What is Laparoscopy?
Laparoscopy, or minimally-invasive surgery, is a way to perform surgery in the abdomen using only two tiny pencil-sized incisions. Using these 2 ports (generally 5mm), a camera is inserted into the abdomen and the internal structures are magnified in HD viewing, allowing for a more thorough examination. The second port allows surgical instruments to enter the abdomen and perform tasks like biopsies. Recent studies have shown the use of laparoscopy to be a much less traumatic, less painful and faster alternative to traditional procedures.
A L.OVE spay is short for a Laparoscopic OVE (ovariectomy). This is a minimally-invasive spay that removes the ovaries (but not the uterus) from healthy dogs and has been shown to be a less painful alternative to traditional spays. With this technique, 2 small pencil-sized incisions are made in to the abdomen and our laparoscopic equipment is used to perform the surgery.
The ovarian ligament is not torn from the body (the main cause of pain in older/traditional spays), but carefully sealed with virtually no bleeding or pain - we insist on using the Covidien Force-Triad Vessel Sealing Device, the gold standard. No tension is placed on the uterus.
This procedure is performed at a rate of $889, as compared to the traditional spay below.
With traditional spays, a 1"-5” incision is made in the abdominal wall. The ovaries are then blindly hooked (with a spay hook) and the ovarian ligament is torn from the body wall. This tearing causes pain and bruising. In traditional spays, most vets also unnecessarily remove the uterus. Due to the location of the uterus and the attempt to minimize the surgical incision, significant tension is placed on the body of the uterus which may cause trauma and bleeding. Its not too much fun for the vet or the patient. This procedure is performed at a discounted rate of $295.

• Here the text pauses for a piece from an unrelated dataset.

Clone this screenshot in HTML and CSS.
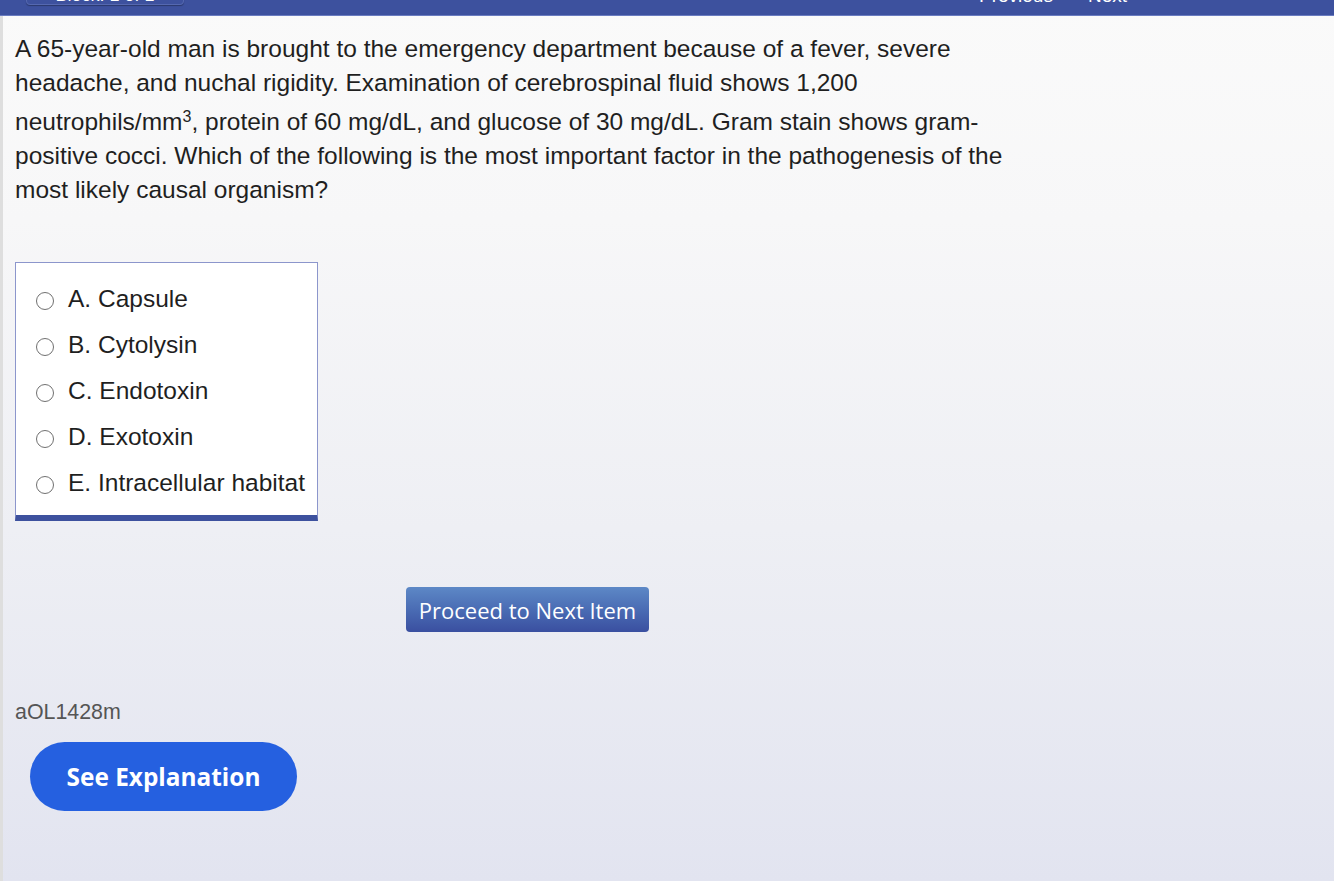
FILE: index.html
```html
<!DOCTYPE html>
<html>
<head>
<meta charset="utf-8">
<link rel="stylesheet" href="styles.css">
</head>
<body>
<header class="topbar">
  <div class="block-btn"><span class="block-label">Block: 1 of 1</span></div>
  <nav class="nav">
    <span class="nav-item">Previous</span>
    <span class="nav-item">Next</span>
  </nav>
</header>
<main class="page">
  <div class="content">
    <p class="stem">A 65-year-old man is brought to the emergency department because of a fever, severe headache, and nuchal rigidity. Examination of cerebrospinal fluid shows 1,200 neutrophils/mm<sup>3</sup>, protein of 60 mg/dL, and glucose of 30 mg/dL. Gram stain shows gram-positive cocci. Which of the following is the most important factor in the pathogenesis of the most likely causal organism?</p>

    <div class="choices">
      <label class="choice"><span class="radio"></span><span>A. Capsule</span></label>
      <label class="choice"><span class="radio"></span><span>B. Cytolysin</span></label>
      <label class="choice"><span class="radio"></span><span>C. Endotoxin</span></label>
      <label class="choice"><span class="radio"></span><span>D. Exotoxin</span></label>
      <label class="choice"><span class="radio"></span><span>E. Intracellular habitat</span></label>
    </div>

    <div class="proceed-row">
      <button class="proceed">Proceed to Next Item</button>
    </div>

    <div class="qid">aOL1428m</div>

    <button class="explain">See Explanation</button>
  </div>
</main>
</body>
</html>
```
FILE: styles.css
```css
html, body {
  margin: 0;
  padding: 0;
  height: 100%;
}
body {
  font-family: "Liberation Sans", Arial, sans-serif;
  color: #1f1f1f;
  background: linear-gradient(to bottom, #fafafa 0%, #f7f7f8 25%, #eeeff4 60%, #e2e4f0 100%);
  min-height: 881px;
  overflow: hidden;
}
.topbar {
  height: 15px;
  background: #3d519e;
  border-bottom: 1px solid #6a7cc0;
  display: flex;
  justify-content: space-between;
  align-items: flex-end;
  overflow: hidden;
  color: #ffffff;
  padding: 0 207px 0 26px;
}
.block-btn {
  width: 158px;
  height: 30px;
  margin-bottom: 10px;
  border: 1px solid #5568b0;
  border-radius: 4px;
  box-shadow: 0 1px 1px rgba(0,0,0,0.3);
  box-sizing: border-box;
  display: flex;
  align-items: flex-end;
  justify-content: center;
}
.block-label {
  font-size: 18px;
  line-height: 17px;
}
.nav {
  display: flex;
  gap: 35px;
  margin-bottom: 10px;
  font-size: 19px;
  line-height: 19px;
}
.page {
  border-left: 3px solid #dedede;
  min-height: 865px;
  box-sizing: border-box;
}
.content {
  width: 1025px;
  padding: 16px 0 0 12px;
}
.stem {
  margin: 0;
  font-size: 24.5px;
  line-height: 34px;
}
.stem sup {
  font-size: 16px;
  line-height: 34px;
  vertical-align: 8px;
}
.choices {
  margin-top: 55px;
  width: 303px;
  box-sizing: border-box;
  background: #ffffff;
  border: 1px solid #8c96cc;
  border-bottom: 6px solid #3d519e;
  padding: 18px 0 15px 20px;
  display: flex;
  flex-direction: column;
  gap: 11px;
}
.choice {
  display: flex;
  align-items: center;
  gap: 14px;
  font-size: 24.5px;
  line-height: 35px;
  color: #1f1f1f;
}
.radio {
  width: 18px;
  height: 18px;
  border: 1.5px solid #707070;
  border-radius: 50%;
  box-sizing: border-box;
  margin-top: 5px;
  flex: none;
}
.proceed-row {
  display: flex;
  justify-content: center;
  margin-top: 66px;
}
.proceed {
  width: 243px;
  height: 45px;
  border: none;
  border-radius: 4px;
  background: linear-gradient(to bottom, #5d88c6 0%, #4a6cb4 50%, #3a4fa0 100%);
  color: #ffffff;
  font-family: "Open Sans", sans-serif;
  font-size: 22px;
  font-weight: 400;
  padding: 0;
}
.qid {
  margin-top: 68px;
  font-size: 21.4px;
  line-height: 24px;
  color: #555555;
}
.explain {
  margin: 18px 0 0 15px;
  width: 267px;
  height: 69px;
  border: none;
  border-radius: 35px;
  background: #2560e0;
  color: #ffffff;
  font-family: "Open Sans", sans-serif;
  font-weight: 700;
  font-size: 24.4px;
  padding: 0;
}
```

Laparoscopy is also a less invasive alternative for a preventative gastropexy. This surgery is the only proven method for preventing Gastric Dilatation-Volvulus, or GDV, which is common in large deep chested dogs such as Great Danes, and Boxers (among others).
Current numbers from Police and Military dogs, showed a 25% mortality in dogs not receiving a gastropexy.
This is a rapidly fatal condition where the stomach flips over on itself and strangulates blood flow to the stomach and heart. If not corrected quickly, your pet can die within a few hours. A preventative gastropexy anchors the stomach to the body wall which will prevent the torsion/twist.
Traditionally this stomach tacking required a long incision of at least 8-12 inches. This large extra incision was often a barrier for male patients undergoing a neuter surgery, but with laparoscopic equipment the procedure can be completed quickly and easily. We recommend performing it at the time of the spay or neuter.